SHARE

Keraton Surakarta Hadiningrat (Hani White)

CARAPANDANG.COM – Pada akhir Februari 2018, saya berkesempatan berkunjung ke Keraton Surakarta Hadiningrat. Dalam kesempatan tersebut pemandu wisata di Keraton menjelaskan mengenai kiprah sejumlah Sri Susuhunan Pakubuwono. Salah satunya adalah Sri Susuhunan Pakubuwono VI. Menurut sang pemandu wisata, sang raja bergabung dengan Pangeran Diponegoro dalam Perang Jawa untuk menghadapi Belanda.  Sri Susuhunan Pakubuwono VI akhirnya berhasil ditangkap oleh pihak Belanda, diasingkan dan kemudian ditembak mati – demikian penjelasan sang pemandu wisata yang telah berusia sepuh tersebut.

Namun, bagaimana kiranya jika studi literasi dilakukan? Literasi Dari Buku ke Buku Sambung Menyambung Menjadi Satu karya P.Swantoro menjadi rujukan yang sesuai untuk menjawabnya. Berikut penjelasannya seperti tertera di halaman 101 buku  Literasi Dari Buku ke Buku Sambung Menyambung Menjadi Satu:

Pada 1830, selain “Diponegoro Perang Jawa”, juga Susuhunan Surakarta, Pakubuwono VI, diasingkan oleh Belanda ke luar Jawa. Kalau Diponegoro dikapalkan dari Batavia ke Manado pada 7 Mei, dan sampai di tempat tujuan pada 12 Juni 1830, maka Pakubuwono VI dalam bulan Juni ditangkap di pantai Laut Selatan, Parangtritis, dan selanjutnya diasingkan ke Ambon. Ketika itu ia baru berusia 23 tahun, akan tetapi sudah menjadi raja sejak berusia 16 tahun. Di pengasingan itu ia meninggalkan dunia fana pada 1849, disusul oleh Pangeran Diponegoro enam tahun kemudian di Makasar, 8 Januari 1855.

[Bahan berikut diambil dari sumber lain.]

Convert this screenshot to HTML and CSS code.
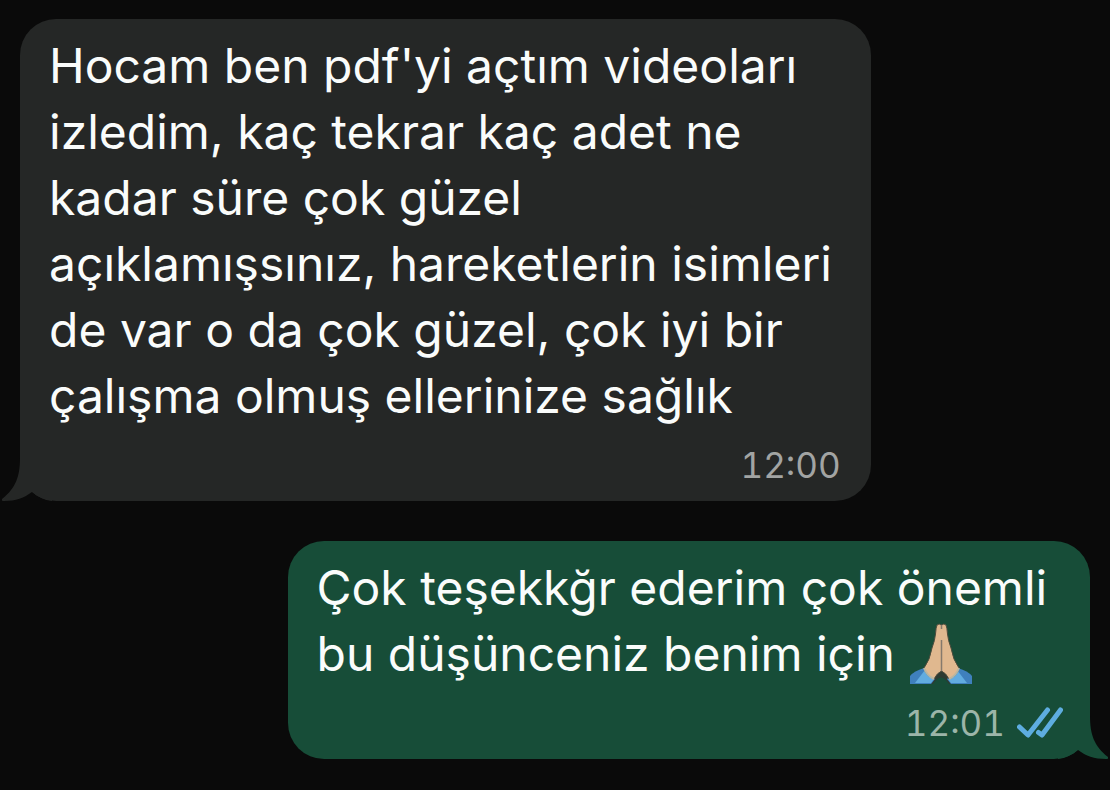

Meskipun resminya Kraton Surakarta berada di pihak Belanda dalam Perang Diponegoro tetapi Sunan Pakubuwono VI dicurigai mendukung Sang Pangeran, atau setidaknya bersimpati kepadanya. Menurut Nancy Florida dalam buku, Writing the Past, ribbing the Future, terbitan Duke University Press, 1995, note 8 pada halaman 55, sikap demikian juga menyusupi sejumlah kaum ningrat di Surakarta. Sikap ketidak-senangannya terhadap Belanda ditunjukkannya jelas terutama setelah Belanda menganeksasi semua wilayah Mancanegara, tidak saja yang tadinya termasuk wilayah Yogyakarta, tetapi juga Surakarta.

Masih menjadi teka-teki sebab-musabab meninggalnya Pakubuwono VI pada usia muda di pengasingannya di Ambon. Berdasarkan penelitian pada tengkoraknya, Pangeran Djati-kusumo berkesimpulan, Pakubuwono VI meninggal akibat luka tembak di kepalanya. Lain lagi menurut Serat Babad Ingkang Sinuwun Kangjeng Susuhunan Kaping VI. Ia meninggal dunia karena sakit setelah mengalami kecelakaan ketika berkereta-kuda. Berbeda lagi keterangan Raden Ayu Timur, putri Pakubuwono VI yang menyertainya dalam pengasingan. Dalam suratnya kepada kakaknya, K.P.H. Natadiningrat, yang dikutip oleh Florida pada halaman 57 bukunya tersebut di atas, Raden Ayu Timur mengatakan bahwa ayahnya meninggal akibat infeksi paru-paru. Seperti halnya Pangeran Diponegoro, Pakubuwono VI pun dinyatakan sebagai Pahlawan Nasional oleh Pemerintah Republik Indonesia.